また、「いろいろ」とか「さまざまな」とかいうごまかした表現もなるべく避けたい。基本的知識が不足している答案とみなされるからである。 本当にわかっていたら、具体例をあげられるはずである。

 同様に、抽象語ばかりを書き並べた答案も避けたい。 抽象語を具体的事例に置き換える力がないといい答案にはならないことも知っておいてほしい。


(3)物事を因果関係で考える。
 
 多くの場合、社会現象には因果関係がある。子どもの数が減れば、相対的に老人の数が増加し、その結果、年金や医療保険が破綻の危機に 瀕するかもしれない。また、公定歩合を引き下げれば、金回りがよくなって、景気が回復し、さらに行きすぎるとバブルが発生するかもしれない。

  このように、社会現象はさまざまな事柄が影響しあっている。したがって、物事を考える際には、ある事象が、何が原因で生じているかを常に意識することである。 大切なのはロジックであって、用語を暗記することではない。すなわち、原因をx、結果をyとすると、y=f(x)で考える癖をつけることである。
  
 とくに理科系の論文では、データを見て、そこに因果関係を発見し、 それをy=f(x)に結びつけることができれば、それで十分合格答案である。書き方そのものはそれほど重要ではない。


(4)論文にまとめる技術や日本語表現力を養う。


 まず第一に、言いたいことをはっきりさせることである。そのためには「結論を短い文に書いてみる」ことを勧める。 その際、訴えたいことは一つにすべきである。おもしろい話でも、一つだけなら心にしみるが、いくつも聞かされれば印象に残らない。
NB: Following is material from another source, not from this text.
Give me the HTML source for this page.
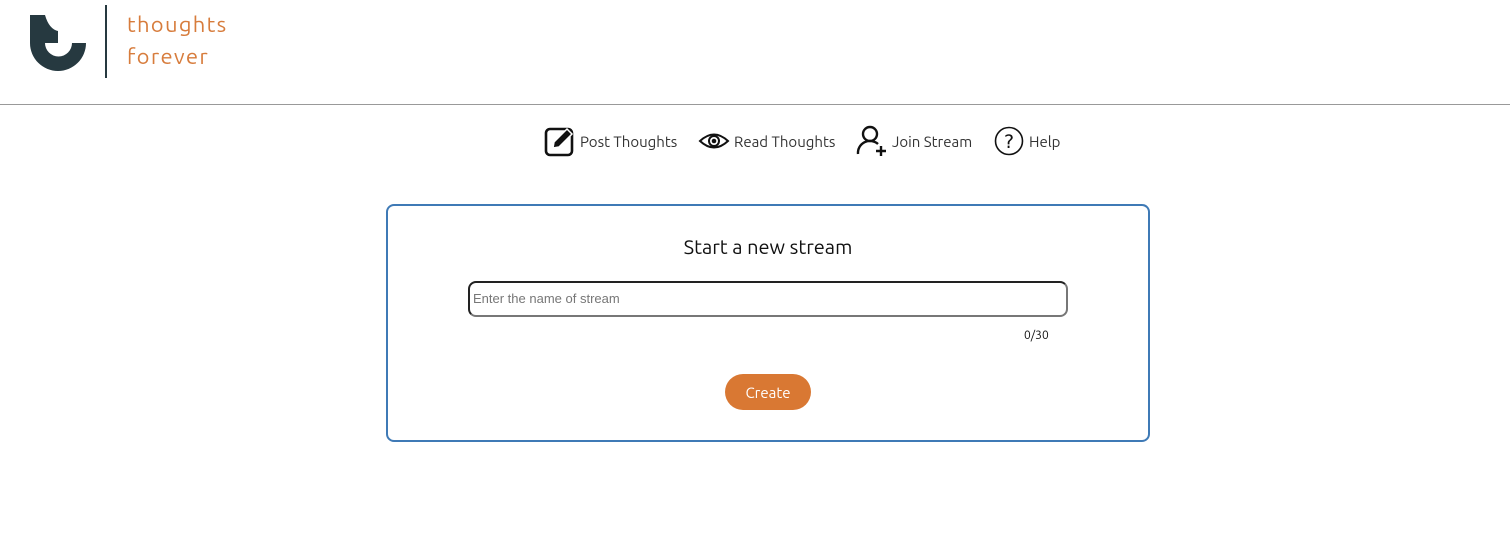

全体を読み終わって、結局何を言いたいのかよくわからない答案は絶対に書いてはならない。たとえば資料文が与えられた場合、最初に著者の見解をしっかり読み取り、その上で、著者「賛成「反対か自己の立場を明らかにする。賛成の場合は、著者と同じ理由では論文にならないから、著者とは違う理由をあげる。

第二に、論文の構成も大切である。とくに序論における問題提示と、結論の答えの部分の対応が一致していないと意味不明の答案になる。 序論・本論・結論の各パートがそれぞれの役割をはたしていることが求められる。

第三に、わかりやすい日本語表現を心がける。論文における最良の日本語とは、一読して意味がわかり、 しかも100人が読んでも一通りにしか解釈できない日本語である。あいまいな文学的表現は避けたい。